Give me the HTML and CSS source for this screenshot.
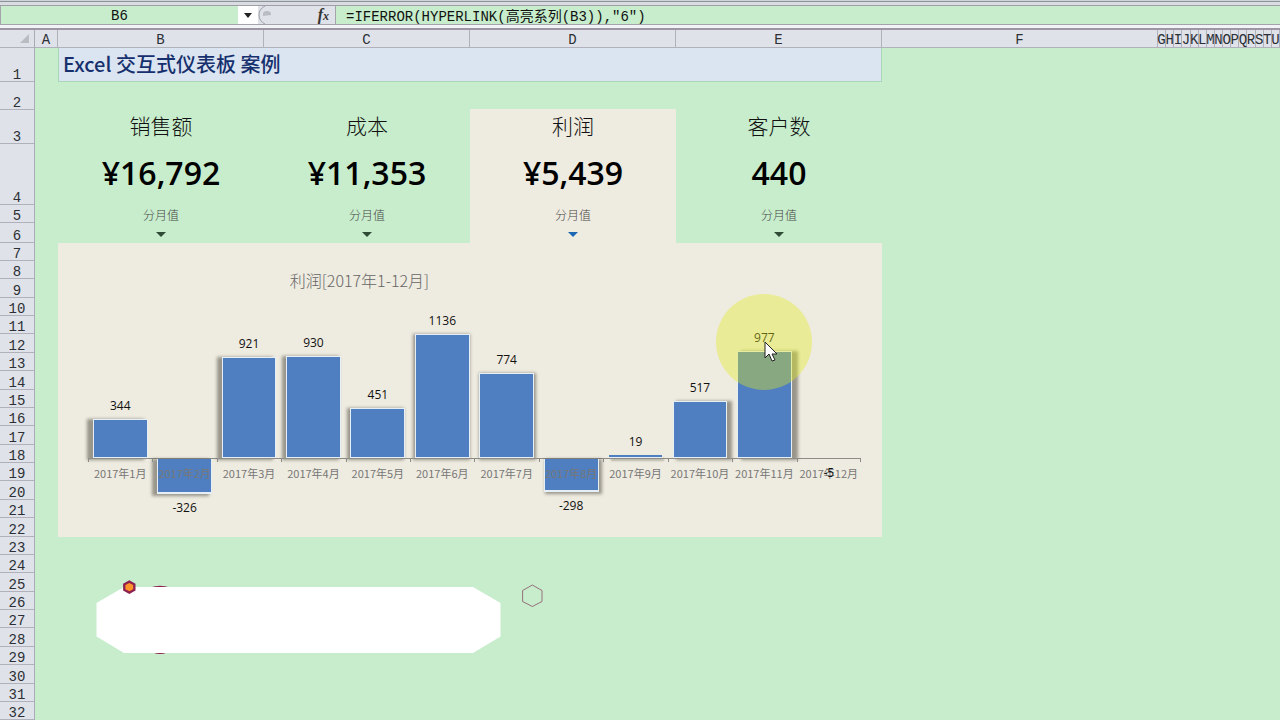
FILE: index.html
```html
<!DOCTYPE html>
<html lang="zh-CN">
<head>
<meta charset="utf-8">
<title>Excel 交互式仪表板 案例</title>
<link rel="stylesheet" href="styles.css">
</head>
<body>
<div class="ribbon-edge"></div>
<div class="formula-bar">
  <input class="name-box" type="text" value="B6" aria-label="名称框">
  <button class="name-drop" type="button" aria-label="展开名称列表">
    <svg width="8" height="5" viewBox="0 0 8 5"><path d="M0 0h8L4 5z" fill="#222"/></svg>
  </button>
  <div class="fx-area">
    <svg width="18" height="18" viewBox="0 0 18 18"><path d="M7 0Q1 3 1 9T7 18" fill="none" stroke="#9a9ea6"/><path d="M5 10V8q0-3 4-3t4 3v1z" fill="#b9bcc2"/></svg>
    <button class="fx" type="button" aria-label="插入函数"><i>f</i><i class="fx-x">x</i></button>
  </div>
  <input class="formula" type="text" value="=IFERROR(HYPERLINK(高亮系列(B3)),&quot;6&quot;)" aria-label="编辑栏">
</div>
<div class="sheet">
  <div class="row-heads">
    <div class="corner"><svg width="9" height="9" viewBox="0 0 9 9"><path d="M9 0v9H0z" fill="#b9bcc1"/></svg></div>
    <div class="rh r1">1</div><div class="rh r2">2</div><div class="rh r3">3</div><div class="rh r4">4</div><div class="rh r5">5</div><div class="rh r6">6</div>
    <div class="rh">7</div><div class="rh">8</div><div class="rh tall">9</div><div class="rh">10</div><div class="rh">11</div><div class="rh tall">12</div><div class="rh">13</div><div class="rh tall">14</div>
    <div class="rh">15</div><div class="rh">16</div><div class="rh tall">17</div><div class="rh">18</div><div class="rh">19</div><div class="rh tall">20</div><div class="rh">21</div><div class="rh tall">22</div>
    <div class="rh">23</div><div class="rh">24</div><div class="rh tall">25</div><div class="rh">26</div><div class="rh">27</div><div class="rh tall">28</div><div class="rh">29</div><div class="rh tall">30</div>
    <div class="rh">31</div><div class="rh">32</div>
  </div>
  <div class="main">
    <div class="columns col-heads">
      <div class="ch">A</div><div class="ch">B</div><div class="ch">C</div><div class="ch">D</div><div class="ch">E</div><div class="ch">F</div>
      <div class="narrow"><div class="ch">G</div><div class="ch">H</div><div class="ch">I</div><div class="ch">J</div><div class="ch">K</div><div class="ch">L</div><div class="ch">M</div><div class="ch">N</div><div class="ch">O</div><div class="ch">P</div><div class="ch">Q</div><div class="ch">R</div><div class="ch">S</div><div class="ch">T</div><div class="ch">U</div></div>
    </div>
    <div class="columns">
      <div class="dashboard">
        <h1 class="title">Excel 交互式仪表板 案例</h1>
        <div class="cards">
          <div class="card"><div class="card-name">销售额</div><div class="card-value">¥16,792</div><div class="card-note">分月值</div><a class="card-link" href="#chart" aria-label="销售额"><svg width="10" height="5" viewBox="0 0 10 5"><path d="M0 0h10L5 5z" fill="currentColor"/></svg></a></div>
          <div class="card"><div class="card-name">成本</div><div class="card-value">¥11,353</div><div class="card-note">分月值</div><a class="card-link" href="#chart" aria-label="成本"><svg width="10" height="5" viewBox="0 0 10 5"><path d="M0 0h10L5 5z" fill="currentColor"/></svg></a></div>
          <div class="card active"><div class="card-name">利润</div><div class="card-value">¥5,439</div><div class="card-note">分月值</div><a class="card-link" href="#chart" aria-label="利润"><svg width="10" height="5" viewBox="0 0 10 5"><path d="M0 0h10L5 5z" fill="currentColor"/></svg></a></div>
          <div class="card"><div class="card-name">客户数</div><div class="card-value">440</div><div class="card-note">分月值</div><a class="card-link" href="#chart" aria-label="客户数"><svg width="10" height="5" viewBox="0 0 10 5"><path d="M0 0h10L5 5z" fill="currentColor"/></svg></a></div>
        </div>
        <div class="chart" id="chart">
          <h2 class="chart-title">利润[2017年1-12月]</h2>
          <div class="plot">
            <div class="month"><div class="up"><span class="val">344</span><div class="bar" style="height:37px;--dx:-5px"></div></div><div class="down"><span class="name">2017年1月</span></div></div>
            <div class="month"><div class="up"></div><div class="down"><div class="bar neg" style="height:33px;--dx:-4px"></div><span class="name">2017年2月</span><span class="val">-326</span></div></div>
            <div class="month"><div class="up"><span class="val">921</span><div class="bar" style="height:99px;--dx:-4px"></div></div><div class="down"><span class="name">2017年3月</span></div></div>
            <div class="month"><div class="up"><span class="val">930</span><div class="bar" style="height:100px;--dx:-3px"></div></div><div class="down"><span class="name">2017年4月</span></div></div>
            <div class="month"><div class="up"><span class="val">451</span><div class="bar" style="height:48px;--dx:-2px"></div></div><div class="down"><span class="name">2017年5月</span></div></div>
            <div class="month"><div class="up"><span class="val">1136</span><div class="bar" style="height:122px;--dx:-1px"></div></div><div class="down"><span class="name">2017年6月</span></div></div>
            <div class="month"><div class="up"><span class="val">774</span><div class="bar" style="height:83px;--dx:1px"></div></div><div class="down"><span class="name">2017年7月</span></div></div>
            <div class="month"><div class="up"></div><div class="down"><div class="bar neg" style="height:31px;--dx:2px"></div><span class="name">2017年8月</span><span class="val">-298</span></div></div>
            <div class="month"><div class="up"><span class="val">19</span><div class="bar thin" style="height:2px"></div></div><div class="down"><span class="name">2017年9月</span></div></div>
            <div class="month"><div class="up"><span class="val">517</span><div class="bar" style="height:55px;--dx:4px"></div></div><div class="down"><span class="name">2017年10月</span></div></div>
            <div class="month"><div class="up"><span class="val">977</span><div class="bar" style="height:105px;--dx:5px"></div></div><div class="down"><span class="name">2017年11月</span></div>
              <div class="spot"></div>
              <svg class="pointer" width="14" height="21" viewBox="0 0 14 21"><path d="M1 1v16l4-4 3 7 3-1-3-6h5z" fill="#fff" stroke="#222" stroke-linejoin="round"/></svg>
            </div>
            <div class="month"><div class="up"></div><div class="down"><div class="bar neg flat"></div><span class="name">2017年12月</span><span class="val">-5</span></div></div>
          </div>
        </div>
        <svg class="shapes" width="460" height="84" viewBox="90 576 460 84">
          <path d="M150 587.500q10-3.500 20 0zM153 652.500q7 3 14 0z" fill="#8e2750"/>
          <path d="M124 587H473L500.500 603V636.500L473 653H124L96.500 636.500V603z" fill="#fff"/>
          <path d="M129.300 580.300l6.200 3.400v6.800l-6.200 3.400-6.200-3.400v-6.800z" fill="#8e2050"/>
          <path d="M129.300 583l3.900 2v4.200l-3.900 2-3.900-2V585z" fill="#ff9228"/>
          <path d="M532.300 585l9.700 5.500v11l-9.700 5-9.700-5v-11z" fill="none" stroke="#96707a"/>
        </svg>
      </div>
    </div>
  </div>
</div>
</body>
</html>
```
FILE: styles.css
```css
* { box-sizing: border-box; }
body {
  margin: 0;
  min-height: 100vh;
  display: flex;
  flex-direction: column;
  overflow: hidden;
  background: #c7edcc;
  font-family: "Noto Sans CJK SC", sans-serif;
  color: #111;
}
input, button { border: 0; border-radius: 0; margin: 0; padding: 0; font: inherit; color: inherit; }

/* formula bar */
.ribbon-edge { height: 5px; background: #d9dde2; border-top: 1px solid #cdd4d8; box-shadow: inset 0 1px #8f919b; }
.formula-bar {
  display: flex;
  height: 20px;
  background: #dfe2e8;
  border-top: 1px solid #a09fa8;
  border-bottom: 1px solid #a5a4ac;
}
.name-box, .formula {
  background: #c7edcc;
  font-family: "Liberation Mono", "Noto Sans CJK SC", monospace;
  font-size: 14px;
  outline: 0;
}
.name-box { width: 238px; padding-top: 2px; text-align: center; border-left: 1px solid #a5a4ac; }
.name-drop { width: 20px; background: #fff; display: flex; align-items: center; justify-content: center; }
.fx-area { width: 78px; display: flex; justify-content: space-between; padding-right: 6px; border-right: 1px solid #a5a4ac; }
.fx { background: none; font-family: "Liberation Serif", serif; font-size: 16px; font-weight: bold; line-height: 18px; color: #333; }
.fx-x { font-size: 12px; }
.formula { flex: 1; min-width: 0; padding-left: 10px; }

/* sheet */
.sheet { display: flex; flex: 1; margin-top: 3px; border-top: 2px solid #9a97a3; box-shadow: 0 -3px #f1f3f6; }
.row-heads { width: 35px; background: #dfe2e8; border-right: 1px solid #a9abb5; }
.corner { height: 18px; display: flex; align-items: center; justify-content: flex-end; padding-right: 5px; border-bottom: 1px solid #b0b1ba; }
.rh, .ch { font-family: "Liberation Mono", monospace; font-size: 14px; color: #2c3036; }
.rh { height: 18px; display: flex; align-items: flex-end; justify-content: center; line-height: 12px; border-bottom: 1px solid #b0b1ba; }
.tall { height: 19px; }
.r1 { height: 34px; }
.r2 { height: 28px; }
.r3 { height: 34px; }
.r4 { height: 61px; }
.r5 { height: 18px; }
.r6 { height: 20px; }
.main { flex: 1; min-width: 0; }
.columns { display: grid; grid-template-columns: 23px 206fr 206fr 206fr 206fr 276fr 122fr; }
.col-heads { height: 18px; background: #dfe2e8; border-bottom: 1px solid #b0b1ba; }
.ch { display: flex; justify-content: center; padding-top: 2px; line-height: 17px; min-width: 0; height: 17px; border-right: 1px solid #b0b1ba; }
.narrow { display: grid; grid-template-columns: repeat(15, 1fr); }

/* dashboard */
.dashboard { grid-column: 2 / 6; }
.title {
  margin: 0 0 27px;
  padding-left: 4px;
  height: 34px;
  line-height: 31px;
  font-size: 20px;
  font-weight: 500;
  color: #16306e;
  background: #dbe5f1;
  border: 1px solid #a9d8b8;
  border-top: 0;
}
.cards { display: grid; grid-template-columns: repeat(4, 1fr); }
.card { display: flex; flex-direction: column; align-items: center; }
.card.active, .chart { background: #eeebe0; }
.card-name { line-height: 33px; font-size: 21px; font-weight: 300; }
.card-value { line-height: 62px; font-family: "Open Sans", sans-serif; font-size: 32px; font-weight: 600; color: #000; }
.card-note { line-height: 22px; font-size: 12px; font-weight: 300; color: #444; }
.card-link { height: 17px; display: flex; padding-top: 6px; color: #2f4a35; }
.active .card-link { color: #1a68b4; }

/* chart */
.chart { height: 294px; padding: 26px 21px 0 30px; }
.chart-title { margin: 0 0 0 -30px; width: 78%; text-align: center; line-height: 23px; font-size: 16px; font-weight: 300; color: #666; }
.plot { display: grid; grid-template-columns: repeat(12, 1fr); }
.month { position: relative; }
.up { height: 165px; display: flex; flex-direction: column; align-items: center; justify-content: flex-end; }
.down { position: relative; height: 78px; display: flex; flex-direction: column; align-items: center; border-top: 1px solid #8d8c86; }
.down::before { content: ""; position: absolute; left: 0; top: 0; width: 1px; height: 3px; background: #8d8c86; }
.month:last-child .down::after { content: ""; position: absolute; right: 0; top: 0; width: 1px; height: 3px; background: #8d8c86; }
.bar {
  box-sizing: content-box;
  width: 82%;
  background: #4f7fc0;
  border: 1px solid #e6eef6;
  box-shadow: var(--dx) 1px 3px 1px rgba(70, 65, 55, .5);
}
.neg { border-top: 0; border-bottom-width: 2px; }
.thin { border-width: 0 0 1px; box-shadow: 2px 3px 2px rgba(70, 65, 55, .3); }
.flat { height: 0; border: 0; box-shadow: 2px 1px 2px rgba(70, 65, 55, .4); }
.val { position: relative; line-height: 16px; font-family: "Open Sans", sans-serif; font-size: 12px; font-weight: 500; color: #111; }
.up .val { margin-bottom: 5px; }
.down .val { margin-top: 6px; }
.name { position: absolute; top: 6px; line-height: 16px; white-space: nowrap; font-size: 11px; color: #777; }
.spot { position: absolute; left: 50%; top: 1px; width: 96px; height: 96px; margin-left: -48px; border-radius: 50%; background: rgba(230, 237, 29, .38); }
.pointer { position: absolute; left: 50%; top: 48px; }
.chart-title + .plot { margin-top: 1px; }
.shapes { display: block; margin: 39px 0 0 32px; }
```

# # # # # # #

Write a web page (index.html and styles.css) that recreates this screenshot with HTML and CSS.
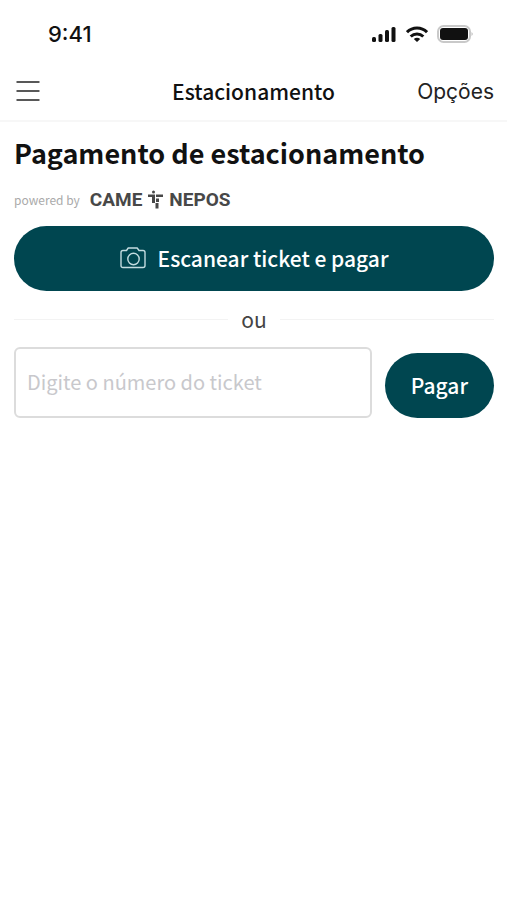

# # # # # # #

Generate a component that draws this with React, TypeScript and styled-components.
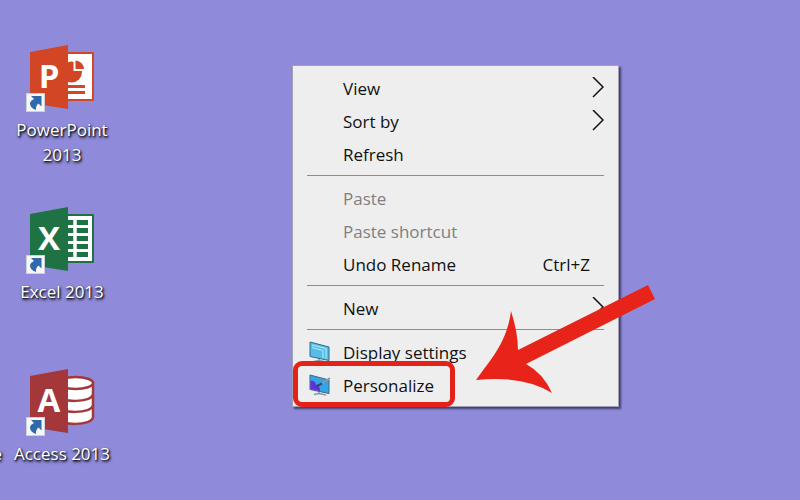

# # # # # # #

### TASK BRIEF
Find out how many lines in the listing contain the string "with". Give the number alone.

### IN RESPONSE
2